## Problem requirements
A verbatim copy is needed of the lines from the one containing "Generate a component" down to the one containing "import React from", inclusive. Print it with no pictures.

** START OF Material for the task **

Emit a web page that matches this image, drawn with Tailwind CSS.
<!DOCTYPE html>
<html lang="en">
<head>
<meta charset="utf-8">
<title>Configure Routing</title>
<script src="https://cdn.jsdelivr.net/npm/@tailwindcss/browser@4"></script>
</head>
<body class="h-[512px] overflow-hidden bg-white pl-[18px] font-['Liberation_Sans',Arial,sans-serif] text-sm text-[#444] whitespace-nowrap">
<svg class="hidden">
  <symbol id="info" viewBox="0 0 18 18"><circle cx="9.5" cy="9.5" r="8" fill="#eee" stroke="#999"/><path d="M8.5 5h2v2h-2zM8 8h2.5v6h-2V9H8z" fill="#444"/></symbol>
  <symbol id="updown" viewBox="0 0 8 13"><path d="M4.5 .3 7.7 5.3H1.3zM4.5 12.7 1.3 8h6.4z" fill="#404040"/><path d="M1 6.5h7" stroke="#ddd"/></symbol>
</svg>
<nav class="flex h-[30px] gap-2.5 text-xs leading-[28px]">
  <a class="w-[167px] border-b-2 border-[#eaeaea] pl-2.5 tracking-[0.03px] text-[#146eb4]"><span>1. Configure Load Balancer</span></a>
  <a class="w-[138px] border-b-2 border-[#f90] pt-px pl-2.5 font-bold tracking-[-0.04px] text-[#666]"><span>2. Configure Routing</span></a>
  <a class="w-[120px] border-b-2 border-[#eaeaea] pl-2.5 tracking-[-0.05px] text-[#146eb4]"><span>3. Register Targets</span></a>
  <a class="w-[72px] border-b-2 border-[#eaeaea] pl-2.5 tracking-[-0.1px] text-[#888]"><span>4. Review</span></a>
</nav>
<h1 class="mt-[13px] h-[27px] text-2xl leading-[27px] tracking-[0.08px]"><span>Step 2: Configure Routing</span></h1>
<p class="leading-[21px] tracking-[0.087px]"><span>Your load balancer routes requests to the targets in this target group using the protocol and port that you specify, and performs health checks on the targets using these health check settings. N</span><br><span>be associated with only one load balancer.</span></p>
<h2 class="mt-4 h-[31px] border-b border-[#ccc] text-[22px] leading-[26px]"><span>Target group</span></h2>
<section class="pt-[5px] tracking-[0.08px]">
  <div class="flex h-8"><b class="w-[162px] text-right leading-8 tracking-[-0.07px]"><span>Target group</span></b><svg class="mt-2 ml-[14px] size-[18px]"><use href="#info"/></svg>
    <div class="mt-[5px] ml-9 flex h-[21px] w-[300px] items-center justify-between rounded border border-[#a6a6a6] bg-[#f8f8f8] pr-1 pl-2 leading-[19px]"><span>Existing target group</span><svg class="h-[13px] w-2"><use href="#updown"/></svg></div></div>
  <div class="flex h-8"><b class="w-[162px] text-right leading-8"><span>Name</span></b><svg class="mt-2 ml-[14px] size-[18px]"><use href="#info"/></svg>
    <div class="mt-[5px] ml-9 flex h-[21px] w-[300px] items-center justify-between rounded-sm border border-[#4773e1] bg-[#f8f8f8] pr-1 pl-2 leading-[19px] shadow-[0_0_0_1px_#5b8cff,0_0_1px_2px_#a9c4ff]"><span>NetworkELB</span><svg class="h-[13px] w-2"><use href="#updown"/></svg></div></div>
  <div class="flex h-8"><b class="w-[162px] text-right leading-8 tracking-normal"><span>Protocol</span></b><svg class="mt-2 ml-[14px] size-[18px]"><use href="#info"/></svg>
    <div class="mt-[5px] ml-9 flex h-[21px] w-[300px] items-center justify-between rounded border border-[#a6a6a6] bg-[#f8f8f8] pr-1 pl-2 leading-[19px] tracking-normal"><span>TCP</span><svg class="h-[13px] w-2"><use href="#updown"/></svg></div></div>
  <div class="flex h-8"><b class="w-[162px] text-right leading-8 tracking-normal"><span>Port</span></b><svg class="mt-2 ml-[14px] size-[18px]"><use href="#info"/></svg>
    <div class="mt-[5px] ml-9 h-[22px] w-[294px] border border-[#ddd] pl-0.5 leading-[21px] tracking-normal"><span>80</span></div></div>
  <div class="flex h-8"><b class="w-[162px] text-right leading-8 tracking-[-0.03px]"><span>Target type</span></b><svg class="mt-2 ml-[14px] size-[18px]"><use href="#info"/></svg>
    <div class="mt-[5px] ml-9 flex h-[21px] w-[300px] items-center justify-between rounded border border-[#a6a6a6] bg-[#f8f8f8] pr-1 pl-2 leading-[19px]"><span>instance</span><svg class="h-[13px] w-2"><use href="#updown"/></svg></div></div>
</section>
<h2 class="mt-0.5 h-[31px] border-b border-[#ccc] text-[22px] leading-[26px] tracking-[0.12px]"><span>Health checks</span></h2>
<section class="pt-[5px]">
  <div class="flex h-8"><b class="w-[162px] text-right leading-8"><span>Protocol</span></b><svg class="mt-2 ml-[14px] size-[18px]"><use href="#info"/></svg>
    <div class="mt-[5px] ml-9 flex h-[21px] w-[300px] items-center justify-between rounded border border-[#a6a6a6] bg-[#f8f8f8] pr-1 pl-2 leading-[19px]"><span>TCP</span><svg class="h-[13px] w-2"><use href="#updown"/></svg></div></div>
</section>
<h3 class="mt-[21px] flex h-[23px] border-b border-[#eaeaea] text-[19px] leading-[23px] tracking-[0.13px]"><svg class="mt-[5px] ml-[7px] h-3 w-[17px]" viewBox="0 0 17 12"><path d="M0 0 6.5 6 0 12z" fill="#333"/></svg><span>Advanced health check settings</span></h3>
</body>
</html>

** END OF Material for the task **
** START OF Material for the task **

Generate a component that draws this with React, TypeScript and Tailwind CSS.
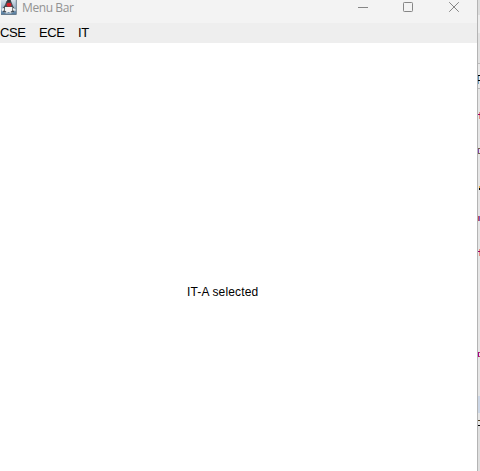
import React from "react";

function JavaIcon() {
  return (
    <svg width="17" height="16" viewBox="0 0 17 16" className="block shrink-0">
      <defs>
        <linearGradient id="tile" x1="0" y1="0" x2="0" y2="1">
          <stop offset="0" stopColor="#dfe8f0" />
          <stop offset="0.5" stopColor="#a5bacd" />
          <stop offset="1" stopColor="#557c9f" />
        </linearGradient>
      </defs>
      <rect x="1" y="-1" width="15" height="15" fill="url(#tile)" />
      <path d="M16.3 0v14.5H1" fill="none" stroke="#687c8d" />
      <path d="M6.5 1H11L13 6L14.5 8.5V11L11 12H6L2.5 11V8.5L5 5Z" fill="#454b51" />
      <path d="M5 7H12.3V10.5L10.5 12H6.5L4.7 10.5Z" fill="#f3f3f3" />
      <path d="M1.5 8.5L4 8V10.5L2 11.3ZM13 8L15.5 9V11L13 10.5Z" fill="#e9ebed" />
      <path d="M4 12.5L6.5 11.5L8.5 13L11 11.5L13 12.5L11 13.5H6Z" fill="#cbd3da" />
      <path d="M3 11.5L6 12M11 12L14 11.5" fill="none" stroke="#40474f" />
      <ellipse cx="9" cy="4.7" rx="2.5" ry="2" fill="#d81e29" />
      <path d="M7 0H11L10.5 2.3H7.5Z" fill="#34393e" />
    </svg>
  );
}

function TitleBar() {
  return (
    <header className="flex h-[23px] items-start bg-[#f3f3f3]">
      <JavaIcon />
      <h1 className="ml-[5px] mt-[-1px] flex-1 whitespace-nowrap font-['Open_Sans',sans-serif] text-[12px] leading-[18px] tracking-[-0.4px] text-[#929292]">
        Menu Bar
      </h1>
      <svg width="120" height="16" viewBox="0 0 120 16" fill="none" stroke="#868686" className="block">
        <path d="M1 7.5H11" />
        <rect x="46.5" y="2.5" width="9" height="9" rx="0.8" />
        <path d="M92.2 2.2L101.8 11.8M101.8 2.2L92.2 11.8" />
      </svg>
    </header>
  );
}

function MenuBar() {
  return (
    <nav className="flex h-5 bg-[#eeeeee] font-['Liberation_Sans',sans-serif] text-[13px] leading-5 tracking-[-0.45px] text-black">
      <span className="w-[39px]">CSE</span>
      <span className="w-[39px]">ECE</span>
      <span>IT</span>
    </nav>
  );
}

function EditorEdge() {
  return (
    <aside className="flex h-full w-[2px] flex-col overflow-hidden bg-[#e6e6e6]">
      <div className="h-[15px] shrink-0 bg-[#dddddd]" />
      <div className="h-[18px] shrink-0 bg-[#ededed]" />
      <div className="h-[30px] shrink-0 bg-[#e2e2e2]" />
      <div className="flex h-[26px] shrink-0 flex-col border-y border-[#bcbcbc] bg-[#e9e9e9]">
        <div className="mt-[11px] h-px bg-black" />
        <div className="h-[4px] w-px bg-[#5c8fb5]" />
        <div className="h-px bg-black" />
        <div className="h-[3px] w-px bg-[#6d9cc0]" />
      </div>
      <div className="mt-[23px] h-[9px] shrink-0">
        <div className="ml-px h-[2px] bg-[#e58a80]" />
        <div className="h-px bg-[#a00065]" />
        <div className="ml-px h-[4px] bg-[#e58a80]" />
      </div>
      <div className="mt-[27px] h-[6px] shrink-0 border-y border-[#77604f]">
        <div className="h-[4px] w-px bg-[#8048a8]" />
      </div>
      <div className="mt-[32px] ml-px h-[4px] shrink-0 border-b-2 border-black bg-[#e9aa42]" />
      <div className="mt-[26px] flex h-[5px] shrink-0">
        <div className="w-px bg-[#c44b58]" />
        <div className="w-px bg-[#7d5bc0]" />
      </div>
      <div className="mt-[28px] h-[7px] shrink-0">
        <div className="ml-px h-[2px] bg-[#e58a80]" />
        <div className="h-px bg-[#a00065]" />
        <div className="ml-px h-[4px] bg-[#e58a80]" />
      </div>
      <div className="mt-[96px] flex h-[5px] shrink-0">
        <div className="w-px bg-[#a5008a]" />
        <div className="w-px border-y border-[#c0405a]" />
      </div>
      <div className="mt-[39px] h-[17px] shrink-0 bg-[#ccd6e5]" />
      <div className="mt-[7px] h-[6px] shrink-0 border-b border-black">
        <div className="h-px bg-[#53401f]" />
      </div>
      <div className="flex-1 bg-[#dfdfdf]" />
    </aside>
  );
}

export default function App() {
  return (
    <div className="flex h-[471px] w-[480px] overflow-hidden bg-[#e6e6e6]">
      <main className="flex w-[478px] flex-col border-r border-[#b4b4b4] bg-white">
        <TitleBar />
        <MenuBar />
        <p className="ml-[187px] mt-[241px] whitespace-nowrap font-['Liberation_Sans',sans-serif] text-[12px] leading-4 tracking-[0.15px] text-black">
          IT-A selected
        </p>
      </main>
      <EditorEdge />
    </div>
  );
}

** END OF Material for the task **

## Exercise output
Generate a component that draws this with React, TypeScript and Tailwind CSS.
import React from "react";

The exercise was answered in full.